What the exercise asks >> Without the pictures, write out all the lines below exactly as they appear.

* START *

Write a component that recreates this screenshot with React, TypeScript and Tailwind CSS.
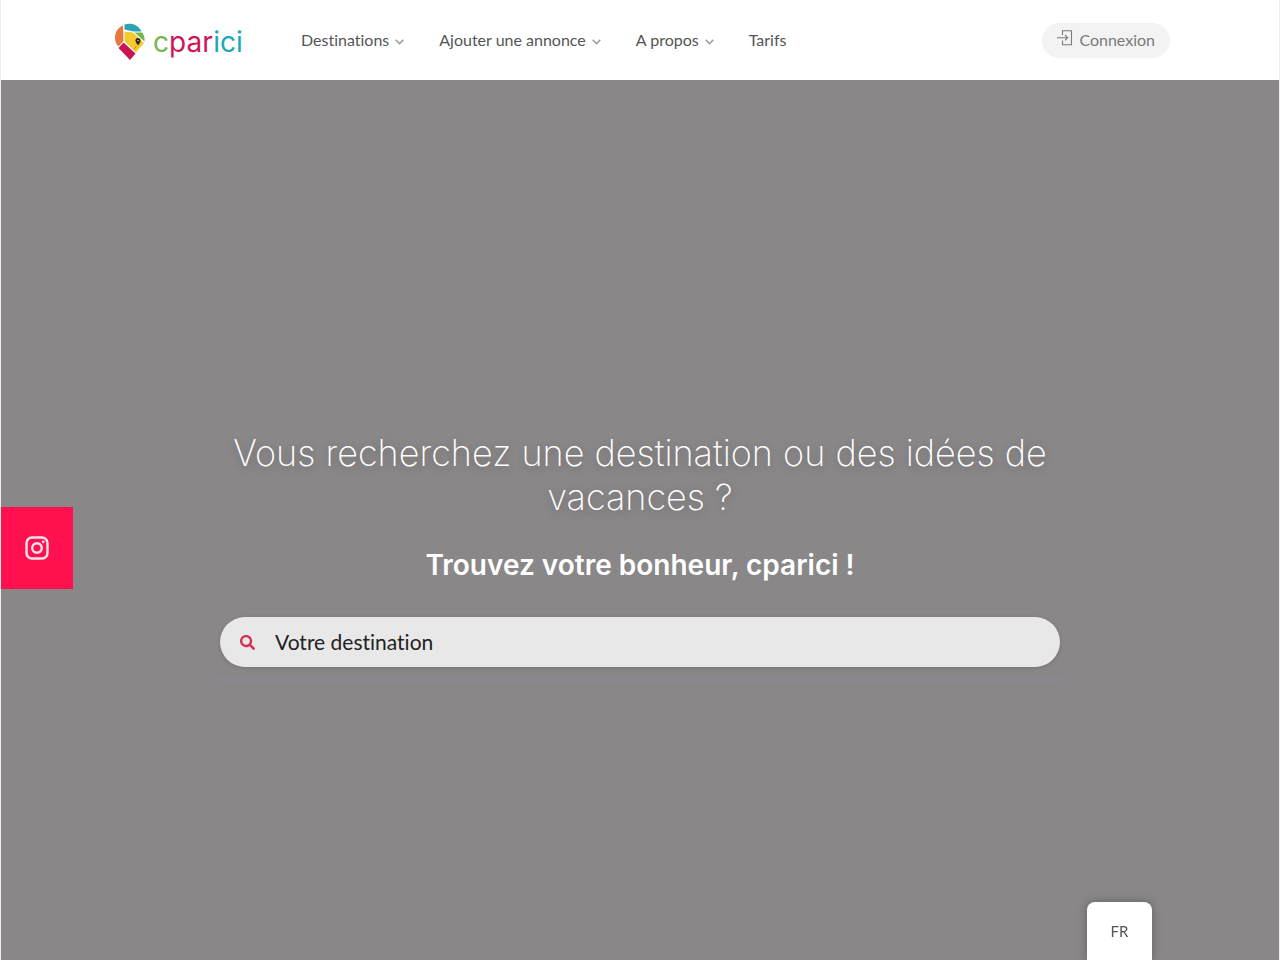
import { FaSearch } from "react-icons/fa";

const links = [
  { label: "Destinations", menu: true },
  { label: "Ajouter une annonce", menu: true },
  { label: "A propos", menu: true },
  { label: "Tarifs", menu: false },
];

function Logo() {
  return (
    <a href="#" aria-label="cparici" className="flex items-center gap-[7px] pt-1">
      <svg className="w-8 h-10" viewBox="0 0 32 40" fill="none">
        <path d="M9 3.500C3 6 .5 12 1 17c.4 3 1.500 5.500 3.500 7.500L9.500 19Z" fill="#e6793f" />
        <path d="M10.500 2.500C18 .5 24 3 27.500 9.500H19.500L10.500 7.500Z" fill="#2aa3b3" />
        <path d="M20.500 10.500h8c1.500 3 2.500 5.500 2 9Z" fill="#73b84c" />
        <path d="M10.500 9.500l8.500 1 11 10.500-8 9.500L10.500 19.500Z" fill="#f5ca2e" />
        <path d="M9.500 20.500L21.500 31.500 16 38 4.500 26Z" fill="#cc1450" />
        <path d="M24 16a2.500 2.500 0 0 0-2.500 2.500c0 1.500 1 3 2.500 5 1.500-2 2.500-3.500 2.500-5A2.500 2.500 0 0 0 24 16Z" fill="#28231f" />
        <circle cx="24" cy="18.500" r=".8" fill="#f5ca2e" />
        <path d="M20 27l1.500-1 .5-2" stroke="#a88516" strokeWidth=".8" />
      </svg>
      <span className="font-['Inter',sans-serif] text-[28px] leading-8">
        <span className="text-[#76b84d]">c</span>
        <span className="text-[#cf1458]">par</span>
        <span className="text-[#20a7b6]">ici</span>
      </span>
    </a>
  );
}

function Chevron() {
  return (
    <svg className="w-[9px] h-2 mt-1" viewBox="0 0 9 8" fill="none" stroke="#999" strokeWidth="1.6">
      <path d="M.7 1.800l3.800 3.900 3.800-3.900" />
    </svg>
  );
}

function LoginIcon() {
  return (
    <svg className="w-4 h-4 mb-1" viewBox="0 0 16 16" fill="none" stroke="currentColor" strokeWidth="1.1">
      <path d="M5.500 5V.700h9v14.100h-9v-4.300M0 7.700h10.500M8 5l2.700 2.700L8 10.400" />
    </svg>
  );
}

function Header() {
  return (
    <header className="h-20 bg-white">
      <div className="max-w-[1060px] h-full mx-auto flex items-center">
        <div className="w-[191px] pl-1">
          <Logo />
        </div>
        <nav className="flex items-center gap-[35px] text-[16px] leading-6 text-[#555]">
          {links.map((link) => (
            <a key={link.label} href="#" className="flex items-center gap-[6px] whitespace-nowrap">
              {link.label}
              {link.menu && <Chevron />}
            </a>
          ))}
        </nav>
        <a
          href="#"
          className="ml-auto flex items-center gap-[6px] h-[35px] px-[15px] rounded-full bg-[#f3f3f3] text-[16px] leading-6 text-[#7a7a7a]"
        >
          <LoginIcon />
          Connexion
        </a>
      </div>
    </header>
  );
}

function Hero() {
  return (
    <main className="flex-1 flex flex-col items-center justify-center pt-[68px] px-4 text-center text-white">
      <h1 className="max-w-[860px] font-['Inter',sans-serif] font-extralight text-[36px] leading-[44px] [text-shadow:0_2px_8px_rgba(0,0,0,0.25)]">
        Vous recherchez une destination ou des idées de vacances ?
      </h1>
      <h2 className="mt-7 font-['Inter',sans-serif] font-semibold text-[28px] leading-9">
        Trouvez votre bonheur, cparici !
      </h2>
      <form className="mt-6 w-full max-w-[860px] p-[10px] rounded-xl shadow-[0_3px_8px_rgba(135,145,170,0.4)]">
        <label className="flex items-center gap-5 h-[50px] px-5 rounded-full bg-[#e8e8e8] shadow-[0_1px_4px_rgba(0,0,0,0.15)]">
          <FaSearch className="text-[15px] text-[#d52f55]" aria-hidden />
          <input
            type="text"
            aria-label="Votre destination"
            placeholder="Votre destination"
            className="flex-1 min-w-0 bg-transparent outline-none text-[21px] leading-7 text-[#222] placeholder:text-[#222]"
          />
        </label>
      </form>
    </main>
  );
}

export default function App() {
  return (
    <div className="bg-[#eee] px-px font-['Lato',sans-serif] [font-variant-ligatures:none]">
      <div className="min-h-screen flex flex-col bg-[#8a8788]">
        <Header />
        <Hero />
      </div>
      <a
        href="#"
        aria-label="Instagram"
        className="fixed left-px top-[507px] w-[72px] h-[82px] flex items-center justify-center bg-[#ff1150] text-[#ffe4ec]"
      >
        <svg className="w-6 h-6" viewBox="0 0 24 24" fill="none" stroke="currentColor" strokeWidth="2.400">
          <rect x="1.500" y="1.500" width="21" height="21" rx="5.500" />
          <circle cx="12" cy="12" r="4.800" />
          <circle cx="18.200" cy="5.800" r="1.400" fill="currentColor" stroke="none" />
        </svg>
      </a>
      <button
        type="button"
        className="fixed right-32 bottom-0 w-[65px] h-[58px] rounded-t-lg bg-white text-[15px] leading-5 text-[#555] shadow-[0_0_10px_rgba(0,0,0,0.3)]"
      >
        FR
      </button>
    </div>
  );
}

* END *

Completed exercise >>
Write a component that recreates this screenshot with React, TypeScript and Tailwind CSS.
import { FaSearch } from "react-icons/fa";

const links = [
  { label: "Destinations", menu: true },
  { label: "Ajouter une annonce", menu: true },
  { label: "A propos", menu: true },
  { label: "Tarifs", menu: false },
];

function Logo() {
  return (
    <a href="#" aria-label="cparici" className="flex items-center gap-[7px] pt-1">
      <svg className="w-8 h-10" viewBox="0 0 32 40" fill="none">
        <path d="M9 3.500C3 6 .5 12 1 17c.4 3 1.500 5.500 3.500 7.500L9.500 19Z" fill="#e6793f" />
        <path d="M10.500 2.500C18 .5 24 3 27.500 9.500H19.500L10.500 7.500Z" fill="#2aa3b3" />
        <path d="M20.500 10.500h8c1.500 3 2.500 5.500 2 9Z" fill="#73b84c" />
        <path d="M10.500 9.500l8.500 1 11 10.500-8 9.500L10.500 19.500Z" fill="#f5ca2e" />
        <path d="M9.500 20.500L21.500 31.500 16 38 4.500 26Z" fill="#cc1450" />
        <path d="M24 16a2.500 2.500 0 0 0-2.500 2.500c0 1.500 1 3 2.500 5 1.500-2 2.500-3.500 2.500-5A2.500 2.500 0 0 0 24 16Z" fill="#28231f" />
        <circle cx="24" cy="18.500" r=".8" fill="#f5ca2e" />
        <path d="M20 27l1.500-1 .5-2" stroke="#a88516" strokeWidth=".8" />
      </svg>
      <span className="font-['Inter',sans-serif] text-[28px] leading-8">
        <span className="text-[#76b84d]">c</span>
        <span className="text-[#cf1458]">par</span>
        <span className="text-[#20a7b6]">ici</span>
      </span>
    </a>
  );
}

function Chevron() {
  return (
    <svg className="w-[9px] h-2 mt-1" viewBox="0 0 9 8" fill="none" stroke="#999" strokeWidth="1.6">
      <path d="M.7 1.800l3.800 3.900 3.800-3.900" />
    </svg>
  );
}

function LoginIcon() {
  return (
    <svg className="w-4 h-4 mb-1" viewBox="0 0 16 16" fill="none" stroke="currentColor" strokeWidth="1.1">
      <path d="M5.500 5V.700h9v14.100h-9v-4.300M0 7.700h10.500M8 5l2.700 2.700L8 10.400" />
    </svg>
  );
}

function Header() {
  return (
    <header className="h-20 bg-white">
      <div className="max-w-[1060px] h-full mx-auto flex items-center">
        <div className="w-[191px] pl-1">
          <Logo />
        </div>
        <nav className="flex items-center gap-[35px] text-[16px] leading-6 text-[#555]">
          {links.map((link) => (
            <a key={link.label} href="#" className="flex items-center gap-[6px] whitespace-nowrap">
              {link.label}
              {link.menu && <Chevron />}
            </a>
          ))}
        </nav>
        <a
          href="#"
          className="ml-auto flex items-center gap-[6px] h-[35px] px-[15px] rounded-full bg-[#f3f3f3] text-[16px] leading-6 text-[#7a7a7a]"
        >
          <LoginIcon />
          Connexion
        </a>
      </div>
    </header>
  );
}

function Hero() {
  return (
    <main className="flex-1 flex flex-col items-center justify-center pt-[68px] px-4 text-center text-white">
      <h1 className="max-w-[860px] font-['Inter',sans-serif] font-extralight text-[36px] leading-[44px] [text-shadow:0_2px_8px_rgba(0,0,0,0.25)]">
        Vous recherchez une destination ou des idées de vacances ?
      </h1>
      <h2 className="mt-7 font-['Inter',sans-serif] font-semibold text-[28px] leading-9">
        Trouvez votre bonheur, cparici !
      </h2>
      <form className="mt-6 w-full max-w-[860px] p-[10px] rounded-xl shadow-[0_3px_8px_rgba(135,145,170,0.4)]">
        <label className="flex items-center gap-5 h-[50px] px-5 rounded-full bg-[#e8e8e8] shadow-[0_1px_4px_rgba(0,0,0,0.15)]">
          <FaSearch className="text-[15px] text-[#d52f55]" aria-hidden />
          <input
            type="text"
            aria-label="Votre destination"
            placeholder="Votre destination"
            className="flex-1 min-w-0 bg-transparent outline-none text-[21px] leading-7 text-[#222] placeholder:text-[#222]"
          />
        </label>
      </form>
    </main>
  );
}

export default function App() {
  return (
    <div className="bg-[#eee] px-px font-['Lato',sans-serif] [font-variant-ligatures:none]">
      <div className="min-h-screen flex flex-col bg-[#8a8788]">
        <Header />
        <Hero />
      </div>
      <a
        href="#"
        aria-label="Instagram"
        className="fixed left-px top-[507px] w-[72px] h-[82px] flex items-center justify-center bg-[#ff1150] text-[#ffe4ec]"
      >
        <svg className="w-6 h-6" viewBox="0 0 24 24" fill="none" stroke="currentColor" strokeWidth="2.400">
          <rect x="1.500" y="1.500" width="21" height="21" rx="5.500" />
          <circle cx="12" cy="12" r="4.800" />
          <circle cx="18.200" cy="5.800" r="1.400" fill="currentColor" stroke="none" />
        </svg>
      </a>
      <button
        type="button"
        className="fixed right-32 bottom-0 w-[65px] h-[58px] rounded-t-lg bg-white text-[15px] leading-5 text-[#555] shadow-[0_0_10px_rgba(0,0,0,0.3)]"
      >
        FR
      </button>
    </div>
  );
}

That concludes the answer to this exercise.